The key concept in TMS is the lease. At its core, a lease is a grouping of models and some associated metadata that tells TMS how to treat those models, and what constraints exist for their deployment. Users can create, renew, and release leases. Creating a lease requires specifying a set of models from predefined repositories by a unique identifier, along with metadata including:
- Compute resources required by the lease
- Image/version of Triton to use for this lease
- Minimum duration of the lease
- Window size for detecting activity on the models in the lease
- Metrics and thresholds for scaling the lease
- Constraints on what models or leases with with the new lease can be collected
- A unique name for the lease that can be used to addressed it
When the TMS Server receives the lease request, it performs the actions listed below to create the lease:
- Check the model repositories to see if the models are present and accessible.
- If models are present and accessible, check for existing Triton Inference Servers present in the cluster that meet the constraints of the new lease.
- If none exist, create a new Kubernetes pod containing the Triton Inference Server container and a Triton Sidecar Container.
- Otherwise, choose one of the existing Triton pods to add the lease to.
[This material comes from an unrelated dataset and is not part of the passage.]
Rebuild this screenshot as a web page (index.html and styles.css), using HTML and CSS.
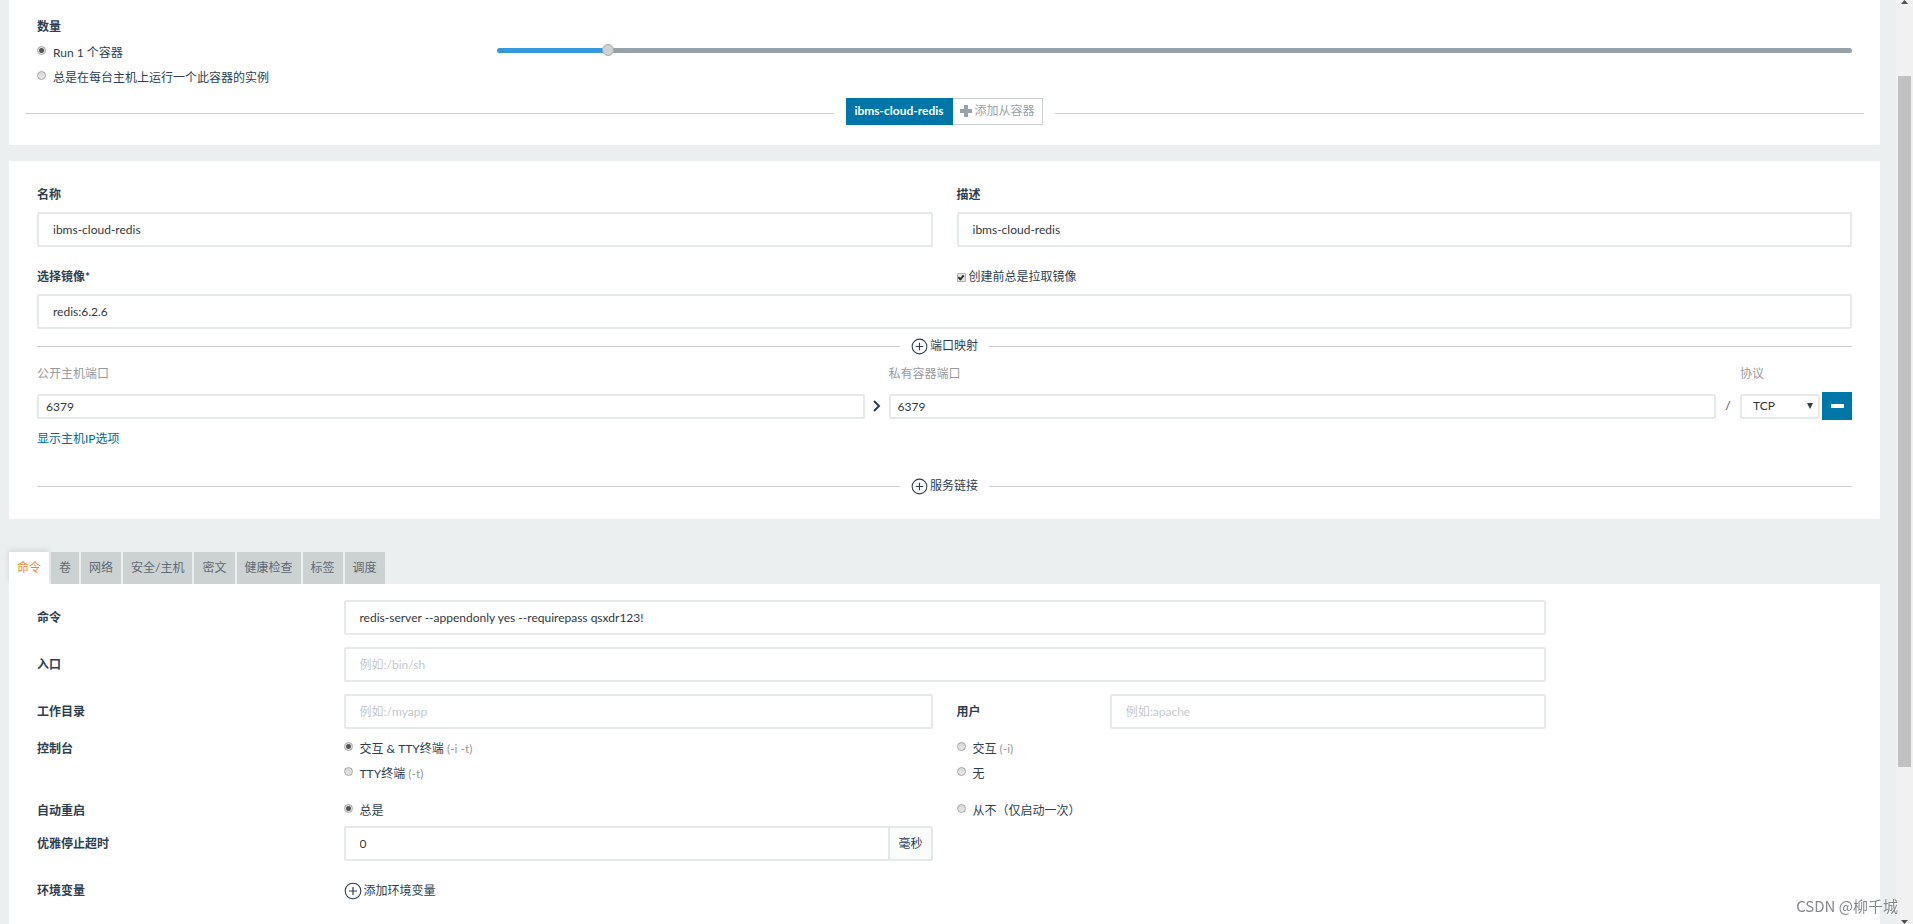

- In either case, the Triton Sidecar in the Triton Pod will pull the models in your lease from the repository and load them into its paired Triton server.
TMS will also create several other Kubernetes resources to help with management and routing for the lease:
- A deployment that will revive Triton pods if they crash.
- A Kubernetes service based on the lease name that can be used to address the models in the lease.
- A horizontal pod autoscaler to automatically create replicas of the Triton pods based on the metrics and thresholds defined in the lease.
Once the lease has been created, you can use the Triton Inference Server API or an existing Triton client to send inference requests to the server for execution. The Triton client does not need any modifications to work with Triton Inference Servers deployed by Triton Management Service.